Introductory lectures on EHRI
The second day began with two introductory lectures on the EHRI project. Adina Babeş ("Elie Wiesel" National Institute for the Study of the Holocaust in Romania) spoke about the achievements and future plans of the project while Francesco Gelati, (Belgian State Archives) discussed data integration and automated data import in the EHRI portal.
Day two brought together archivists from Israel and Slovakia. In the first panel Daniela Ozacky-Stern told us about the Holocaust-related documents in the Moreshet archive in Israel, one of the oldest Holocaust archive in the world; Jan Hlavinka discussed about the Holocaust-related documents of Hungarian provenance in both Slovak archives and the EHRI Portal, and Richard Pavlovic spoke about the Holocaust-related documents held in state archives in Kosice, Slovakia.
“Very well organized. Important international conference which allows researchers network and receive new perspectives on the Holocaust research today.” Daniela Ozacky-Stern, Israel
Sources authored by victims
The next panel was especially interesting and was dedicated primarily to sources authored by victims and how they can enrich Holocaust research. Sarah Rosen (Yad Vashem, Israel), talked about northern Transnistria and how Ukrainians, Jews and Romanians are depicted in Lipman Kunstadt’s diary; Dana Mihailescu (University of Bucharest, Romania), gave an interesting presentation on the transcultural networks configurations in northern Transylvania as represented in Eva Heyman’s wartime diary, while Lea Prais (Yad Vashem, Israel), introduced us in the experiences of Slovakian women in the Gestapo offices in Auschwitz and their contacts with the outside world. Lastly, Laszlo Veszprémy (Eötvös Loránt University, Hungary), focused in his presentation on the Zionist rescue efforts in Hungary in 1944-1945.

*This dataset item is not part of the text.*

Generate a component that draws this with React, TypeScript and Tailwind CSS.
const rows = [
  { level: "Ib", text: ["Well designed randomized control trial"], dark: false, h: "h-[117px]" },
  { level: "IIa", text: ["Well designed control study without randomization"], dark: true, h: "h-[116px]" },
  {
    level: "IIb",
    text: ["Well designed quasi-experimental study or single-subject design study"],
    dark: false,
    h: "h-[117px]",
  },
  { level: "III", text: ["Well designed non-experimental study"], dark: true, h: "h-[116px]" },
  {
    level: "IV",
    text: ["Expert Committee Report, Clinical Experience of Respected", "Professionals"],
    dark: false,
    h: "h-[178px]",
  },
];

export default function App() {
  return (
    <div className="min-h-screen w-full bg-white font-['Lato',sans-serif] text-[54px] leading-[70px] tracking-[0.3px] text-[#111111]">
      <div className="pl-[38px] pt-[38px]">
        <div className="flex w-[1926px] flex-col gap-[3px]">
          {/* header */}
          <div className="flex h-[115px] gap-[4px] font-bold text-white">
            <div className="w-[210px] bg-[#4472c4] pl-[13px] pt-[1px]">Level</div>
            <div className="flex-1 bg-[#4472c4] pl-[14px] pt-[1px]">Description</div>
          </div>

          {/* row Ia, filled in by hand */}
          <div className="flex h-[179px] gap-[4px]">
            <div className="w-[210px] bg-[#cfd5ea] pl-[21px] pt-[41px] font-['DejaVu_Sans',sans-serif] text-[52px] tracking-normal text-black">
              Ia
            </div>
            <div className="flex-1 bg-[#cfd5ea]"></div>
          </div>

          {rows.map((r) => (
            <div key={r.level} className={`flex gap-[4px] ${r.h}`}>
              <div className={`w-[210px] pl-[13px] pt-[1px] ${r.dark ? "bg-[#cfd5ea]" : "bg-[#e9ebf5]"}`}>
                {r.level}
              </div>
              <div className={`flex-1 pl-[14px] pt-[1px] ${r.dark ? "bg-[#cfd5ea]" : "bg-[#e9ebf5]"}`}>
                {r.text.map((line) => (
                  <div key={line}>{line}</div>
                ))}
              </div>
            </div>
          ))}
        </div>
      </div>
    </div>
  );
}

“Borders are imaginary,” says Laszlo Veszprémy, Hungary
In the last panel of the Borderlands workshop Iemima Ploscariu (Dublin City University, Ireland), presented on Neo-protestants and the Holocaust and the reconstruction of the history of interethnic religious communities targeted by Antonescu from archival documents.

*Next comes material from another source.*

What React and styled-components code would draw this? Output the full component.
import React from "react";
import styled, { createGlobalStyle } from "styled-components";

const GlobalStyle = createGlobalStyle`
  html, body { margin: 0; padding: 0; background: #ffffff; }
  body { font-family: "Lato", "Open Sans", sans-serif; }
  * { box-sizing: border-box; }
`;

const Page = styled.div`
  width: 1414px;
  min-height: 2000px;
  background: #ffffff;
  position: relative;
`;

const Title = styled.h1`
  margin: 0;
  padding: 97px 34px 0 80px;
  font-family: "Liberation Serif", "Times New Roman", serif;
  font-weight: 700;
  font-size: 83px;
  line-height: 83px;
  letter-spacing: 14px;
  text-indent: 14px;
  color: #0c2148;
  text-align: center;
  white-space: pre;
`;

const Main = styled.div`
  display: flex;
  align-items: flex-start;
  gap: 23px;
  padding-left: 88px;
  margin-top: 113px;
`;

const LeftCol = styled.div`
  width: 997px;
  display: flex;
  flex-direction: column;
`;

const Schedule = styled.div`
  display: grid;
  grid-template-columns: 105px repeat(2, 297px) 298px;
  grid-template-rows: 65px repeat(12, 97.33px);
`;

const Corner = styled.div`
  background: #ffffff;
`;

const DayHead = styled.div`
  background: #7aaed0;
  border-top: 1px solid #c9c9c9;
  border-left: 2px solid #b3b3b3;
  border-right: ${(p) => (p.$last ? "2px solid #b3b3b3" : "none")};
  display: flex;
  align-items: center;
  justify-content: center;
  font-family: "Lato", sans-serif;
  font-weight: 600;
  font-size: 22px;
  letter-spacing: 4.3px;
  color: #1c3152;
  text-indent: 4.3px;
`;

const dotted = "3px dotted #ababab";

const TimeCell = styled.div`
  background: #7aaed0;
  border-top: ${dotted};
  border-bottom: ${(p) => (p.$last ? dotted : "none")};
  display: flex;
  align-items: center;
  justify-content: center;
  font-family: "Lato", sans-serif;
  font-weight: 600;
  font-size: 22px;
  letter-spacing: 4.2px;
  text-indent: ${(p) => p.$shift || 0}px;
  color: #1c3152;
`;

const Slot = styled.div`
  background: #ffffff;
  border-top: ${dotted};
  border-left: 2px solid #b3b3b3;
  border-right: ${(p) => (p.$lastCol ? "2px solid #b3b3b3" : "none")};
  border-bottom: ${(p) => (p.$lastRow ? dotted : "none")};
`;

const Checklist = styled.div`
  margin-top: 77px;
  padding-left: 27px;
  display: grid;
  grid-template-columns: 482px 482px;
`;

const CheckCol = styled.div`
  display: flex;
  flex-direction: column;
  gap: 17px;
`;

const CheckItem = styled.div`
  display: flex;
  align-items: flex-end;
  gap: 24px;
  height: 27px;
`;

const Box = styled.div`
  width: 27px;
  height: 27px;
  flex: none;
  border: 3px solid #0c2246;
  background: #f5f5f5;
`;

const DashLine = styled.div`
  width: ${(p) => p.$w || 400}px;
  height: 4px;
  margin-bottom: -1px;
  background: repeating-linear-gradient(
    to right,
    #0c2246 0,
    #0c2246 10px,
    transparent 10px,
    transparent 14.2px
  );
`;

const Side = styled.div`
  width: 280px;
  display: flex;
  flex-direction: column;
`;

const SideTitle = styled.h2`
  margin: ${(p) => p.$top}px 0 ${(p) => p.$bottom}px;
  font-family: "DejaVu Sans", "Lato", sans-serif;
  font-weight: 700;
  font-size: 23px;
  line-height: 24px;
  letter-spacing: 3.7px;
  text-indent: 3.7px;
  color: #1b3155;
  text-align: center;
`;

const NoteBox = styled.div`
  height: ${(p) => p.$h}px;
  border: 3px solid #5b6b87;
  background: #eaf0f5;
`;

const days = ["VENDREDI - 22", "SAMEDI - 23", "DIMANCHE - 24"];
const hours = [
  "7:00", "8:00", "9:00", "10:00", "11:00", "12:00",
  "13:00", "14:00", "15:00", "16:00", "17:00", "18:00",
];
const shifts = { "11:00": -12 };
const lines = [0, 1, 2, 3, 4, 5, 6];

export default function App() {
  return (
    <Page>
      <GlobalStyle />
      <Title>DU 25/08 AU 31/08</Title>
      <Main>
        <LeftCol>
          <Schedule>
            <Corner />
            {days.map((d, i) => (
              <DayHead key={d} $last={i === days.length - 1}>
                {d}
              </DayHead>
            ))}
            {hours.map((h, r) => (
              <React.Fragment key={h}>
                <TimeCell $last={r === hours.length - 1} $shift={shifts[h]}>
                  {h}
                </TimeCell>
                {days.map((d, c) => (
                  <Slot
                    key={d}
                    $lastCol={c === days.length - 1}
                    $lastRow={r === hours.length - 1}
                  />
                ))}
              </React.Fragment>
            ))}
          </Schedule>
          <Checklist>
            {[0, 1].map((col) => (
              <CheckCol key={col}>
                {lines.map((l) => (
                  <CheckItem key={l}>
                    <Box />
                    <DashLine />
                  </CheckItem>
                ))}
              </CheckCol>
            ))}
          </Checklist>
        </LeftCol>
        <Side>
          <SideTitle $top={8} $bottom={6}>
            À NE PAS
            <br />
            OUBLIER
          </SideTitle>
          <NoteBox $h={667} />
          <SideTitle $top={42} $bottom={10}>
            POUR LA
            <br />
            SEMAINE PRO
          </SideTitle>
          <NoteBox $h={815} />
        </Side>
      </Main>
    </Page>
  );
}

Iemima Ploscariu, USA: “A valuable opportunity for educators and researchers on Holocaust studies in these often marginalized borderlands to collaborate.”
She was joined by Attila Jakab (Holocaust Memorial Center, Hungary), who talked about how Hungarian political and confessional journals represented the elimination of the Jews from society in 1944, while Ionut Biliuță (Gheorghe Şincai Institute for Social Sciences and the Humanities, Romania), focused his presentation on the difficulties of accessing confessional Holocaust-related archives.

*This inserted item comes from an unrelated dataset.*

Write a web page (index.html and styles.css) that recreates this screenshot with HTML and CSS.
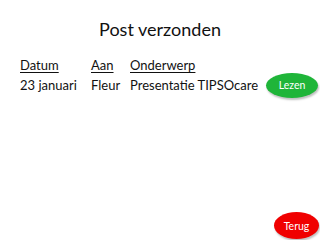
FILE: index.html
```html
<!DOCTYPE html>
<html>
<head>
<meta charset="utf-8">
<link rel="stylesheet" href="styles.css">
</head>
<body>
<div class="page">
  <h1 class="title">Post verzonden</h1>
  <div class="table">
    <div class="head">Datum</div>
    <div class="head">Aan</div>
    <div class="head">Onderwerp</div>
    <div></div>
    <div class="cell">23 januari</div>
    <div class="cell">Fleur</div>
    <div class="cell">Presentatie TIPSOcare</div>
    <div class="cell"><span class="btn green">Lezen</span></div>
  </div>
  <div class="footer"><span class="btn red">Terug</span></div>
</div>
</body>
</html>
```
FILE: styles.css
```css
html, body { margin: 0; padding: 0; background: #fff; }
.page {
  width: 320px;
  height: 240px;
  display: flex;
  flex-direction: column;
  font-family: Lato, "Open Sans", sans-serif;
  color: #111;
  overflow: hidden;
}
.title {
  margin: 18px 0 0 0;
  font-weight: normal;
  font-size: 18px;
  line-height: 22px;
  text-align: center;
}
.table {
  margin: 15px 0 0 20px;
  display: grid;
  grid-template-columns: 71px 39px 126px auto;
  grid-auto-rows: 20px;
  align-items: center;
  font-size: 13px;
}
.head { text-decoration: underline; text-underline-offset: 2px; }
.cell { white-space: nowrap; }
.btn {
  display: flex;
  align-items: center;
  justify-content: center;
  color: #fff;
  border-radius: 50%;
  box-shadow: 1px 2px 2px rgba(0,0,0,0.25);
  font-size: 10.5px;
}
.green {
  margin-left: 10px;
  width: 52px;
  height: 25px;
  background: #1fb539;
}
.footer {
  margin-top: auto;
  display: flex;
  justify-content: flex-end;
  padding: 0 1px 1px 0;
}
.red {
  width: 45px;
  height: 27px;
  background: #f00000;
}
```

“Excellent organization and very useful presentations. An event of high quality” says Attila Jakab, Hungary.
The workshop ended with participants sharing their opinions and with closing remarks from the organizers.
“The event is an advance platform that brought together researchers and educators for a challenging discussion about what data we rely on once we speak, think, write and debate about the Holocaust.” Anastasia Felcher, Moldova
The workshop was well received by all participants and we believe our aims were achieved. It was a very good opportunity to share professional and scholarly experience in the field, and to receive feedback from discussants. Moreover, the young scholars participating at this workshop benefited from the experience, comments and inquires of senior experts. The networking aspects of workshop should not be ignored either, during these two days the participants had time to meet, socialize and discuss in more informal ways.